Hopefully if we have followed Jesus for any length of time there is less darkness in us than before.
There is no darkness in God, He chases away the darkness.
It is impossible to have darkness in the presence of light.
Notice that John does not say God is a light or the light but that God IS light.
He is the source!!
Light is to darkness as righteousness is to sin.
The two cannot exist together.
Scripture equates darkness with sin.
The Bible tells us that the things done in the darkness will be brought into the light.
In verse 6-7 we see where John shifts to his second comparison and basically connects the dots if you will and makes the main point of my sermon this morning and his letter –
God is light so if you want to live by the truth you must walk in the light!!
You can’t walk in darkness and claim to walk with God!!!!!
You can’t live in sin, especially willful sin and claim to have fellowship of friendship with God.
Dallas Willard, an American philosopher and writer who has authored several books on Christian living, writes about a 2-and-a-half-year-old girl in her backyard who one day discovered the secret to making mud (which she called "warm chocolate").
Her grandmother had been reading and was facing away from the action, but after cleaning up what was to her a mess, she told little Larissa not to make any more chocolate and turned her chair around so as to be facing her granddaughter.
The little girl soon resumed her "warm chocolate" routine, with one request posed as sweetly as a 2-and-a-half-year-old can make it: "Don't look at me, Nana.
Okay?" Nana (being a little co-dependent) of course agreed.
Larissa continued to manufacture warm chocolate.
Three times she said, as she continued her work, "Don't look at me, Nana.
Okay?"
Then Willard writes: "Thus the tender soul of a little child shows us how necessary it is to us that we be unobserved in our wrong."
Any time we choose to do wrong or to withhold doing right, we choose hiddenness as well.
It may be that out of all the prayers that are ever spoken, the most common one—the quietest one; the one that we least acknowledge making—is simply this: Don't look at me, God.
It was the very first prayer spoken after the Fall.
God came to walk in the garden, to be with the man and the woman, and called, "Where are you?"
"I heard you in the garden, and I was afraid," Adam answered, "so I hid."
Don't look at me, God.
John Ortberg, God Is Closer Than You Think (Zondervan, 2005), p. 40-41
I have said this to God, “Don’t look at me.” I’ve been there and done this as a Christian man.

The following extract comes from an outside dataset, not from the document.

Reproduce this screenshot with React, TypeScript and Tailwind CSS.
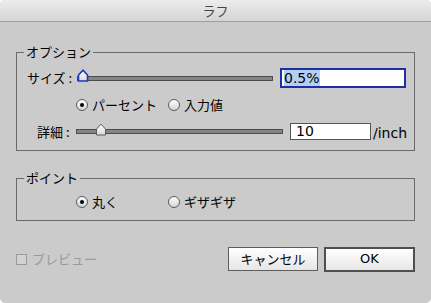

Fortunately, in my life, the Light overpowered the darkness.
Sometimes, I’m not saying all the time when God feels far away or like He is not with us or ignoring us it’s because of us, not Him.
The truth will set you free, but you have to be honest.
This is what John means when he says “we lie and do not live by the truth.”
If you want to live in fellowship with God and other believers you have to walk in the light, walk in righteousness, not your own righteousness but the righteousness that comes from believing in Jesus.
This begs the question, what does it mean to walk in the light?
We all at one time or another have probably asked ourselves, “What does God want from me?
It may be in the midst of a crisis, or it may be a daily event.
I know I have asked this question of God myself.